··· GIVEN RECORDS ···
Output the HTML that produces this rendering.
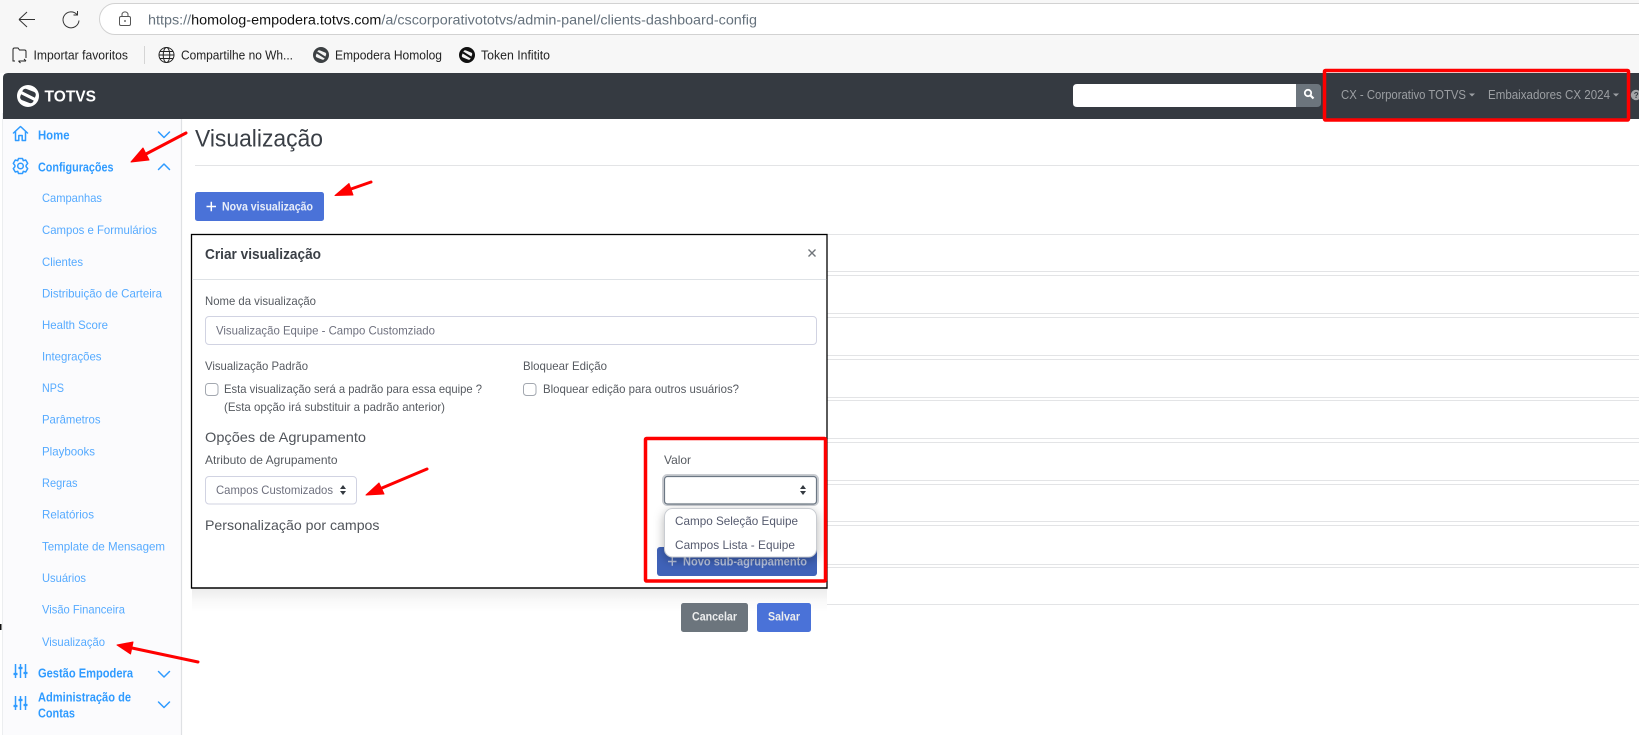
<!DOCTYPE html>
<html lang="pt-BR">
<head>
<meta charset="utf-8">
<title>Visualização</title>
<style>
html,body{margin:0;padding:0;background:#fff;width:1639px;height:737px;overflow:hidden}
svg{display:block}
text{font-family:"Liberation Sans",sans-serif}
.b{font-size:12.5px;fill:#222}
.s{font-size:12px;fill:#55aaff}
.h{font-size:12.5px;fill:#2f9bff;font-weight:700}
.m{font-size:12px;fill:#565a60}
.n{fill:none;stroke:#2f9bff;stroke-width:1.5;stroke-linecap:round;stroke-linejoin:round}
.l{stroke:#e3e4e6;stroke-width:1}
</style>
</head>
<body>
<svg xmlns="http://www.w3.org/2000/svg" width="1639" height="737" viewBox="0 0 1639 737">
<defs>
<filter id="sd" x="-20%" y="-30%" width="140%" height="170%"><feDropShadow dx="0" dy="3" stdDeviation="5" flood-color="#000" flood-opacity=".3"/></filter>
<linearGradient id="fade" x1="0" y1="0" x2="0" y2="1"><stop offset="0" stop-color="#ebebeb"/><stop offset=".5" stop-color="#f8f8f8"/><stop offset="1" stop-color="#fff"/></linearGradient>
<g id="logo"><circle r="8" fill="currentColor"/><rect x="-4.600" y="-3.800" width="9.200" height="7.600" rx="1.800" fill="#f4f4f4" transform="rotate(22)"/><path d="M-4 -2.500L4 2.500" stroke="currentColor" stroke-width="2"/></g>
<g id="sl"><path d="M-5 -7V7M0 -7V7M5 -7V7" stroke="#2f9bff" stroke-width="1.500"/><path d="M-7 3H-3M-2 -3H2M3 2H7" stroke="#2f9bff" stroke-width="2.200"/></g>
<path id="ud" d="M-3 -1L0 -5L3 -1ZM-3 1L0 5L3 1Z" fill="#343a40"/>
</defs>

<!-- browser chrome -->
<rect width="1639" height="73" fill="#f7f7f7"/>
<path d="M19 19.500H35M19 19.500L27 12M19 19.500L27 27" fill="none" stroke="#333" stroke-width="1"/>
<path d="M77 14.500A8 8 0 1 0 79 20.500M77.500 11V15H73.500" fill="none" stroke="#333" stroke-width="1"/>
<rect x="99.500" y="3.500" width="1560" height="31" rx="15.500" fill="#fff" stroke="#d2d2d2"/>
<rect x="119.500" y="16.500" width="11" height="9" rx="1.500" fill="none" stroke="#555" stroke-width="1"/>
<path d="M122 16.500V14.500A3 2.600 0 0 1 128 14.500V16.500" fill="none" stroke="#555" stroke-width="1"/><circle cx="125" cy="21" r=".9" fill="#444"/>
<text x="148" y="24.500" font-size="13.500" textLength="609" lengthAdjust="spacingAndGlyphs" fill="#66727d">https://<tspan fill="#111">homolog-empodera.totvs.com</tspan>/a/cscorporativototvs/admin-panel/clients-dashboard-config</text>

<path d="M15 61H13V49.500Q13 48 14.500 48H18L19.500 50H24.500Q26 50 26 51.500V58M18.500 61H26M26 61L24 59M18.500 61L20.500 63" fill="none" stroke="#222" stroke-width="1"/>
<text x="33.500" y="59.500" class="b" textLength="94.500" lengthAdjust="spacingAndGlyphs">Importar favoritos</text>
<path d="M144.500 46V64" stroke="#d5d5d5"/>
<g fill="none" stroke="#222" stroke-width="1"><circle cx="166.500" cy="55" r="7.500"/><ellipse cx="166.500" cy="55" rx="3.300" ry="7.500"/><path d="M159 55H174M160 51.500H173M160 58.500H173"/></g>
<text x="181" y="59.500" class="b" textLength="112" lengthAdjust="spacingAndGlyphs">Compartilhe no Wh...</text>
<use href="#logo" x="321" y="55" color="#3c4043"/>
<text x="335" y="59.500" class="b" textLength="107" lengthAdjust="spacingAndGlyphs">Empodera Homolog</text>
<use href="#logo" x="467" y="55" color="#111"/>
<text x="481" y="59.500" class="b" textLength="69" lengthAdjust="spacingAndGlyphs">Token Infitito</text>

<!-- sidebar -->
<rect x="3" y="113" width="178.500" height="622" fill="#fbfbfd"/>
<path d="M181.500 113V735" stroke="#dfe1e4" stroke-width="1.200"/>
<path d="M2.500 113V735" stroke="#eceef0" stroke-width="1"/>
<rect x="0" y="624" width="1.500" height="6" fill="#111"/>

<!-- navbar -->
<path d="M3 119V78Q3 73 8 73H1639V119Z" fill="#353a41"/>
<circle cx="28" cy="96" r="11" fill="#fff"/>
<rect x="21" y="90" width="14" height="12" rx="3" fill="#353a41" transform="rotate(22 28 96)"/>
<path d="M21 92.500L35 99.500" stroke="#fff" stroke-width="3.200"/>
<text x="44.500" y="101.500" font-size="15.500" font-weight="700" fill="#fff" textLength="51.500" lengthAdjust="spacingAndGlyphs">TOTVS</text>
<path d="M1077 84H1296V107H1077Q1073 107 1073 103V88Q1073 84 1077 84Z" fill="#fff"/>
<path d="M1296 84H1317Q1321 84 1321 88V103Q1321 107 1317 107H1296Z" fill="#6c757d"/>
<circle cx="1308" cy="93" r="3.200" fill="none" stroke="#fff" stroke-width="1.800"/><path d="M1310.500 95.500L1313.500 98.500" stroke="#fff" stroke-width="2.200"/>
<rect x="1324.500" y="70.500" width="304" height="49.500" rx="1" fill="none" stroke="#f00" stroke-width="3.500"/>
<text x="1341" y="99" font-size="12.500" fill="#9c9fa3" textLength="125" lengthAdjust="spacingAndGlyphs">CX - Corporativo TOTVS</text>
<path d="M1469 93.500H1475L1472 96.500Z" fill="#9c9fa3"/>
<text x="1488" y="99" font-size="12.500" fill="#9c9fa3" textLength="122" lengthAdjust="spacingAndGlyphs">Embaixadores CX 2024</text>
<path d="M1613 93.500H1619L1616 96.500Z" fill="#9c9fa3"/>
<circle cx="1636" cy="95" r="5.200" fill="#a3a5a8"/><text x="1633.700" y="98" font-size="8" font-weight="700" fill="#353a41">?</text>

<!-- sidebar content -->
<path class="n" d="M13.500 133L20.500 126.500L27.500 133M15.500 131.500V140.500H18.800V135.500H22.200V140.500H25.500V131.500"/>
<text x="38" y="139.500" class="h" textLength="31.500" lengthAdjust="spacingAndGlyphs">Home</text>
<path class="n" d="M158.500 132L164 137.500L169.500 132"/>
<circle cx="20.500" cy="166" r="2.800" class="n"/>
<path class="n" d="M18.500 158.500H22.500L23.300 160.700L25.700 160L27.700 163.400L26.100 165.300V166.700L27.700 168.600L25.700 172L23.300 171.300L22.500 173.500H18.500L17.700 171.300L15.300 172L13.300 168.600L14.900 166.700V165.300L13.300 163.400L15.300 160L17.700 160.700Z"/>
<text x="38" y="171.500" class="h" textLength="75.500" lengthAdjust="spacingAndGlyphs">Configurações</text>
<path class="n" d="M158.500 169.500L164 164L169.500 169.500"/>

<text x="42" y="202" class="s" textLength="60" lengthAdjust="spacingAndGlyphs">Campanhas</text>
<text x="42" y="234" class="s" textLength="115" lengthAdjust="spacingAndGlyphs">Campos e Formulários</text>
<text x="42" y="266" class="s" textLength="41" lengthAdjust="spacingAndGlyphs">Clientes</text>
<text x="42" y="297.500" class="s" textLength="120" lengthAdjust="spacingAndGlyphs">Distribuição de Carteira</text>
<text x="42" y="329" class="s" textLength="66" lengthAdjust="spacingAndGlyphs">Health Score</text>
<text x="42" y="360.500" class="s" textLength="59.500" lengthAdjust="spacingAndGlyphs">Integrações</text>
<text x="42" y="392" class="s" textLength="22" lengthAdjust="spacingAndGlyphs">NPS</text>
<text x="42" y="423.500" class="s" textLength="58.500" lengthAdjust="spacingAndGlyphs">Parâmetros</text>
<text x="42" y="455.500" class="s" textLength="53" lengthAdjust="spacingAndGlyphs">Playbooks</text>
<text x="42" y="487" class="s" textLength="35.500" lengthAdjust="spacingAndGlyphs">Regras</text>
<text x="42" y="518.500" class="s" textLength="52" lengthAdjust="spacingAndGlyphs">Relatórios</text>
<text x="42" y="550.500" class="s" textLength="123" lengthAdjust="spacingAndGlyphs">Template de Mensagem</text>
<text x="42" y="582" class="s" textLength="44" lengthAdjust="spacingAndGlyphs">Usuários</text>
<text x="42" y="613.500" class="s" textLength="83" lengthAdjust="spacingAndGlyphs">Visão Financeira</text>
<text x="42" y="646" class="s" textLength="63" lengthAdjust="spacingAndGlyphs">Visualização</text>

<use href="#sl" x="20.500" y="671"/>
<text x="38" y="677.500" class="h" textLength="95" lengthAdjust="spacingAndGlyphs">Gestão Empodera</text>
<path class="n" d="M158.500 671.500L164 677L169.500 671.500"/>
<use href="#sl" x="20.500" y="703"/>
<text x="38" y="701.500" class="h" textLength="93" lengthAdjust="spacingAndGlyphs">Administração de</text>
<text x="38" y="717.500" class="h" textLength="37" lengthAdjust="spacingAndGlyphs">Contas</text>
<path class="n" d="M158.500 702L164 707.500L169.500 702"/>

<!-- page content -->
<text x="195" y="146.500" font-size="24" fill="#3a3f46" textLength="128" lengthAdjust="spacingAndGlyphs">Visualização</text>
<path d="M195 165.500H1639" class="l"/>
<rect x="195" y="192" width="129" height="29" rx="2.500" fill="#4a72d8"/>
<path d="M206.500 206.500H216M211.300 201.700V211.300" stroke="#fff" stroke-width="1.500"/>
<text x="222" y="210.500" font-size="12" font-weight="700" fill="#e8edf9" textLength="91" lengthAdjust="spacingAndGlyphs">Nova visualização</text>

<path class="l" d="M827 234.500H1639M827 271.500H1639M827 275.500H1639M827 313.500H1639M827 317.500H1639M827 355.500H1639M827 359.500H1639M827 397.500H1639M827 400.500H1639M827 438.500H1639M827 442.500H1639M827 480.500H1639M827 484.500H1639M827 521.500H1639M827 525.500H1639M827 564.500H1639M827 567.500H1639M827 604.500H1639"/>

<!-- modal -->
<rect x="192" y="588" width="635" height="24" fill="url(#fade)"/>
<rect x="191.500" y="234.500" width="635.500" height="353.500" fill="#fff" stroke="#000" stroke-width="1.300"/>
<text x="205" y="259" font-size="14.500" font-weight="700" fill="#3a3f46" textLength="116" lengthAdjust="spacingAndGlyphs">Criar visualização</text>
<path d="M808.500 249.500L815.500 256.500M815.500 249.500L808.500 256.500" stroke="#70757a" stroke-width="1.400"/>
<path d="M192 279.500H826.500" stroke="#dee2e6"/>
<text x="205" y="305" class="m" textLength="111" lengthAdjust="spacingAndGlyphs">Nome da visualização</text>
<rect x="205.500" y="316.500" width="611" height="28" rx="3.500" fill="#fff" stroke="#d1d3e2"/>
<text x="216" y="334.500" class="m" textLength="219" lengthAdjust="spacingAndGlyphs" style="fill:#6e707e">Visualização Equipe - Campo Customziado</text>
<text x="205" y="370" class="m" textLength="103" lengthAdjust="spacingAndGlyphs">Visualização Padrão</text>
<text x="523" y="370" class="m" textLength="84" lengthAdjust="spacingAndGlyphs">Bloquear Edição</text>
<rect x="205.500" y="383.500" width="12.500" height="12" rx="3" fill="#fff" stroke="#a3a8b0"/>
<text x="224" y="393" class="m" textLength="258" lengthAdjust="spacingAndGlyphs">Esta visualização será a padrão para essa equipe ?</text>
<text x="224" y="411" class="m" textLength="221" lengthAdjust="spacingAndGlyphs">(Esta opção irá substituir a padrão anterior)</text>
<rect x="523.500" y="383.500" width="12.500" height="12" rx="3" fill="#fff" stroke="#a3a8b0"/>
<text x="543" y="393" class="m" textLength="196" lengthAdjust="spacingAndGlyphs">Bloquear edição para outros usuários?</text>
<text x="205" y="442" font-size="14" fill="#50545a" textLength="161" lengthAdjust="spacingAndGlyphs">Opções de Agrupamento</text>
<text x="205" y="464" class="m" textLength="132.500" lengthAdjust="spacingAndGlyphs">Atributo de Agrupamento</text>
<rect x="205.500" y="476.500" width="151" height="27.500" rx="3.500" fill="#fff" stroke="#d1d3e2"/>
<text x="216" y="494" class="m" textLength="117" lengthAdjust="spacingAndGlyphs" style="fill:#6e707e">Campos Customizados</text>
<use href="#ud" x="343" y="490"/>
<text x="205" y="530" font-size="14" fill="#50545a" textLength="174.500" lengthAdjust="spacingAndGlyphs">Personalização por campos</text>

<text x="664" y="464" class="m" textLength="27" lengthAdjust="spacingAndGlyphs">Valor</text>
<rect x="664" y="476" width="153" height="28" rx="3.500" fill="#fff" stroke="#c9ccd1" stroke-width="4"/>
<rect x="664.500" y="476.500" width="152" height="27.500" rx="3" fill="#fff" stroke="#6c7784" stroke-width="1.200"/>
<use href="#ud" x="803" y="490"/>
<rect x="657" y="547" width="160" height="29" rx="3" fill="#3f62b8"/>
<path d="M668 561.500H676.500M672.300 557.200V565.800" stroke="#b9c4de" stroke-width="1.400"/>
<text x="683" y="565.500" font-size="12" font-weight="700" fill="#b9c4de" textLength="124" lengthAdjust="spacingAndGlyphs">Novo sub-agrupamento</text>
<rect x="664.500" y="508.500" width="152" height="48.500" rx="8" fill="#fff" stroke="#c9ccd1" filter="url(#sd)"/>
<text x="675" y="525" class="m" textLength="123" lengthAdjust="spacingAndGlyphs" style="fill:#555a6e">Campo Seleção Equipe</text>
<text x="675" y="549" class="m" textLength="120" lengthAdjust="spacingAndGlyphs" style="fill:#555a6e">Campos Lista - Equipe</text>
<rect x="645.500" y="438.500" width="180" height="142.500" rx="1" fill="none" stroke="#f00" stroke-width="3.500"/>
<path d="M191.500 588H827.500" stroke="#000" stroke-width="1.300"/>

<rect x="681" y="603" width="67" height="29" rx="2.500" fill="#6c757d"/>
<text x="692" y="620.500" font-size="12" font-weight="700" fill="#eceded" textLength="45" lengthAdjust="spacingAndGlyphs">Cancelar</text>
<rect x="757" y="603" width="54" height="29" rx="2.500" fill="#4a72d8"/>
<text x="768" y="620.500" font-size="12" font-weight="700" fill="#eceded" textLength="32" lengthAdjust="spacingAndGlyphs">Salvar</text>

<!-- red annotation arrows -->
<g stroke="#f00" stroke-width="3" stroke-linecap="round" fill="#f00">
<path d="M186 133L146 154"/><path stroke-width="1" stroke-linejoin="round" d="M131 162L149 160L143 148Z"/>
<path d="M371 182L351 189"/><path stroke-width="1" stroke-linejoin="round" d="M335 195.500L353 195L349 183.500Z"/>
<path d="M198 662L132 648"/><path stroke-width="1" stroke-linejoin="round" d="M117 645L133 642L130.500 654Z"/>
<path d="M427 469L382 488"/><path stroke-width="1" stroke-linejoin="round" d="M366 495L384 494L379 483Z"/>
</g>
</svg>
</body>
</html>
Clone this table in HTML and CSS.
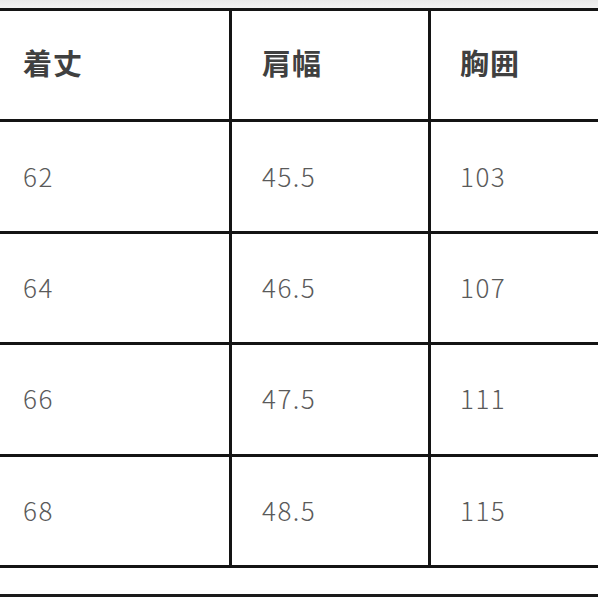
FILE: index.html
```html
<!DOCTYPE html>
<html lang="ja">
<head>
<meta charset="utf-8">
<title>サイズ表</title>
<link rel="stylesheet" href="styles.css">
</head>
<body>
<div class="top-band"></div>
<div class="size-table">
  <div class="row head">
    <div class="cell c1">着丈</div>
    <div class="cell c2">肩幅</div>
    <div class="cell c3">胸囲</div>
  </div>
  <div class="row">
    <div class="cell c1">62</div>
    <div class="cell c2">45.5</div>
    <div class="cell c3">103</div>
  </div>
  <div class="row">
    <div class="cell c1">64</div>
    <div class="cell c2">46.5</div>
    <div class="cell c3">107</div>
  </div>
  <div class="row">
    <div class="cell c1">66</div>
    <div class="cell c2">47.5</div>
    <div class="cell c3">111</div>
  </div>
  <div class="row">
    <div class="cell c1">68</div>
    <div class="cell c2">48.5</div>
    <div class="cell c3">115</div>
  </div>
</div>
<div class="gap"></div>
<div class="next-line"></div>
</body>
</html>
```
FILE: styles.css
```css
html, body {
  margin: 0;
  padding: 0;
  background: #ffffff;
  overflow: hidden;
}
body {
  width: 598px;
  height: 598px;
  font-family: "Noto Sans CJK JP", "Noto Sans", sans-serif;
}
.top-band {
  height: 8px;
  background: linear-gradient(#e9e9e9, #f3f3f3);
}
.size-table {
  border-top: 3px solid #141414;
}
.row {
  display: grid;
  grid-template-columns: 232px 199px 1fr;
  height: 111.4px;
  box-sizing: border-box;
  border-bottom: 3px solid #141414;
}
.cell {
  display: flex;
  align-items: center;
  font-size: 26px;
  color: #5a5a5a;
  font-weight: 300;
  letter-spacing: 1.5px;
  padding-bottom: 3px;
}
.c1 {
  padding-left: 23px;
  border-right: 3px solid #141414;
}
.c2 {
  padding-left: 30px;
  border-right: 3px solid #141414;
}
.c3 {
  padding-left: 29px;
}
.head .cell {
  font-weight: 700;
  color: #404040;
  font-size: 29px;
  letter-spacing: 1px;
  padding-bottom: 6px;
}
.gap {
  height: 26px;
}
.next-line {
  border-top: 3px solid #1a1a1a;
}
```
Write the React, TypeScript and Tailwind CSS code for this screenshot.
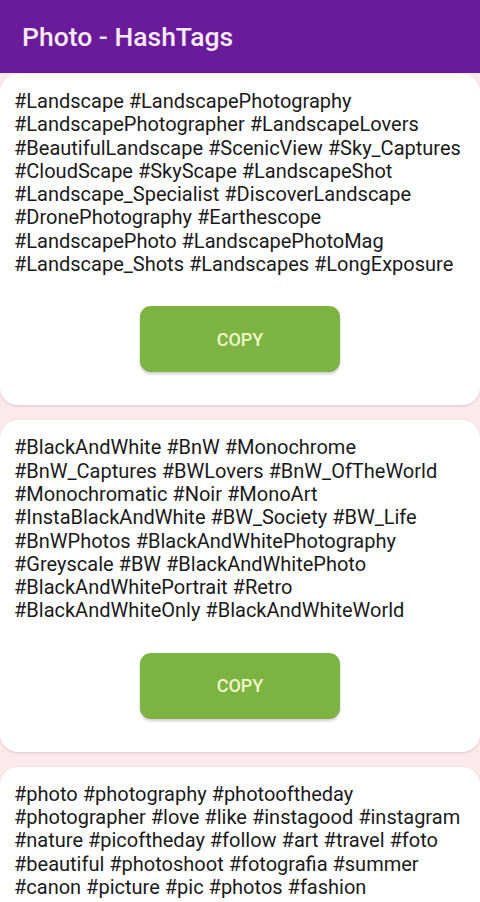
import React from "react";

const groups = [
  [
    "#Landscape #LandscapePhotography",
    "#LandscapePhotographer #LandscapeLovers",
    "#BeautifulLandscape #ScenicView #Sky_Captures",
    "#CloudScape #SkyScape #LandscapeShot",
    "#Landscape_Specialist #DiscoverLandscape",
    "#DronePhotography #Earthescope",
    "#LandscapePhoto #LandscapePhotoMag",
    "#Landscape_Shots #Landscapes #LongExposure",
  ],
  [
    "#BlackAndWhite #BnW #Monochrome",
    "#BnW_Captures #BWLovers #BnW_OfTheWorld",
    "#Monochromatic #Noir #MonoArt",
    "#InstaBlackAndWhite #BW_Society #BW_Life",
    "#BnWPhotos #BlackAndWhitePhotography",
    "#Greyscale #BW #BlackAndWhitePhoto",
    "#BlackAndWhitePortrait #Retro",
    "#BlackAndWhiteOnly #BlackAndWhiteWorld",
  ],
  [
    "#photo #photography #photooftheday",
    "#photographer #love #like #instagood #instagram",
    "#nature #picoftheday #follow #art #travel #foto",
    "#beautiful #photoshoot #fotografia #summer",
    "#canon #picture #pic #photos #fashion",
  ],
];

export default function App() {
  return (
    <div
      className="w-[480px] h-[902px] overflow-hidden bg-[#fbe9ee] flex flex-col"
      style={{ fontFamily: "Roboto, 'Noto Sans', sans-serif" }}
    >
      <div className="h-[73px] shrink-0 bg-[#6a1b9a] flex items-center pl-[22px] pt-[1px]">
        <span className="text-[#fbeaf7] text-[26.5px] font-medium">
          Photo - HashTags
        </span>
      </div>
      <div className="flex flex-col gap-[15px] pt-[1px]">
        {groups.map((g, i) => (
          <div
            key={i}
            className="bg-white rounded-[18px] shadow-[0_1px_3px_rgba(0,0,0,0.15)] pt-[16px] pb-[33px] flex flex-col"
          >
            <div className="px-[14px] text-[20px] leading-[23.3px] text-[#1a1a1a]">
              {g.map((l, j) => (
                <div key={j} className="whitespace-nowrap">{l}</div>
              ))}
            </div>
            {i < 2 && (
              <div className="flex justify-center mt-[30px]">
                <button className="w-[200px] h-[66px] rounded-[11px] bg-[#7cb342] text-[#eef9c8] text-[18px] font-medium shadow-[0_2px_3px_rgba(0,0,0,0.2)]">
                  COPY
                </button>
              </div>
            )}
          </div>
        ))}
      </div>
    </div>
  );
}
···
* _DIRECTIONS_
List all lines from the entries that include the word "React".

* _ANSWER_
Write the React, TypeScript and Tailwind CSS code for this screenshot.
import React from "react";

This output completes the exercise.